Multithreading

<< Click to Display Table of Contents >>

Navigation:  Improving Agent Performance and Reliability >

Multithreading

Multithreading refers to multiple tasks running concurrently, and in Content Grabber that usually mean multiple HTML parsers and web browsers loading and processing multiple web pages from a target website at the same time.

 

Content Grabber uses a maximum of 5 active HTML parsers and 1 active dynamic browser to process a website by default, but that can be changed by setting the agent options Max Active Parsers and Max Active Browsers. An additional active parser or browser will sometimes be used by an agent to avoid deadlocks while waiting for an available parser or browser.

 

The Max Active Parsers option specified the number of active HTML, XML and JSON parsers, and Max Active Browsers specifies the number of active dynamic web browser.

 

The best number for Max Active Parsers and Max Active Browsers depends on how hard you can hit the target website without making the website unstable and without getting blocked by the website.
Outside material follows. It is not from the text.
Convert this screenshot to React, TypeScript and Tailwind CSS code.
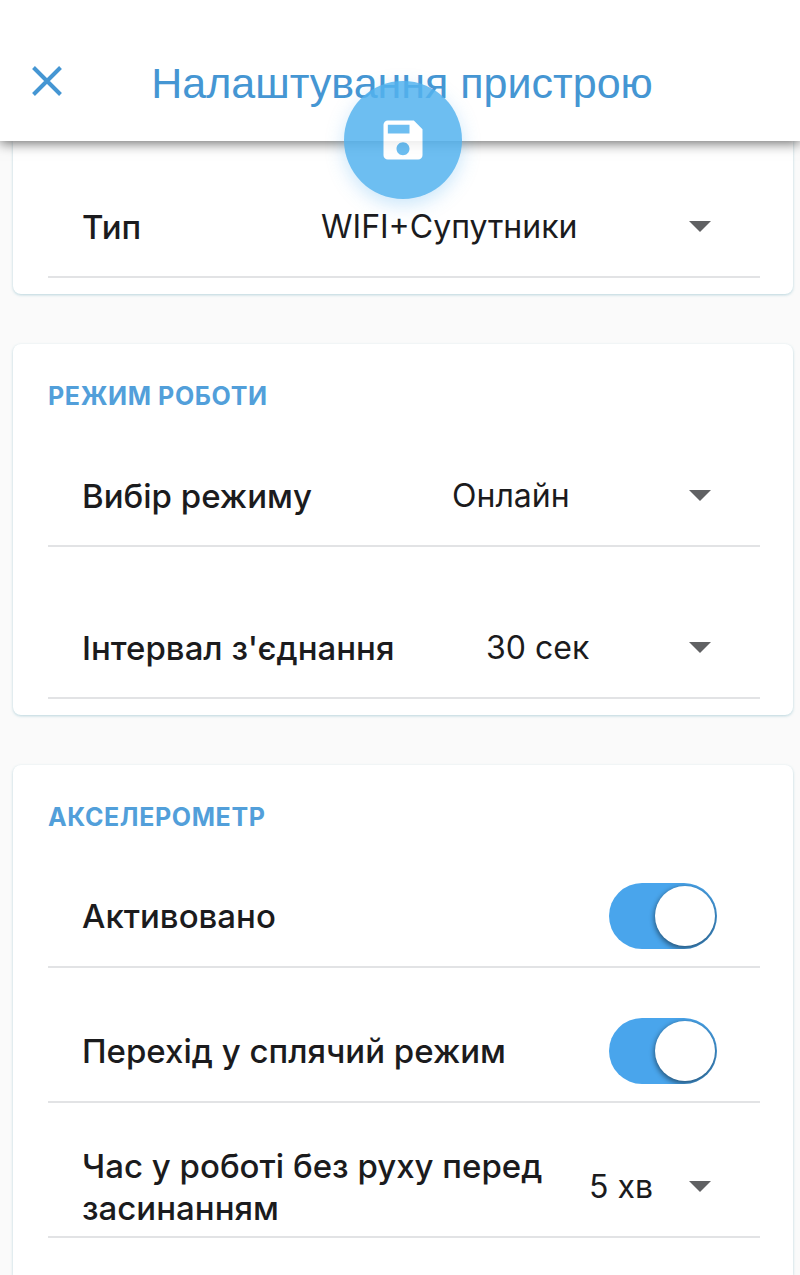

The number also depends on how much memory and how many CPU cores are available on the computer running Content Grabber.

 

A dynamic web browser uses a significant amount of memory and CPU, and often uses many concurrent web connections to download content from a website, so the Max Active Browsers options should not be set too high. A HTML parser uses little memory and CPU, and only a single web connection, so the Max Active Parsers option can often be set much higher.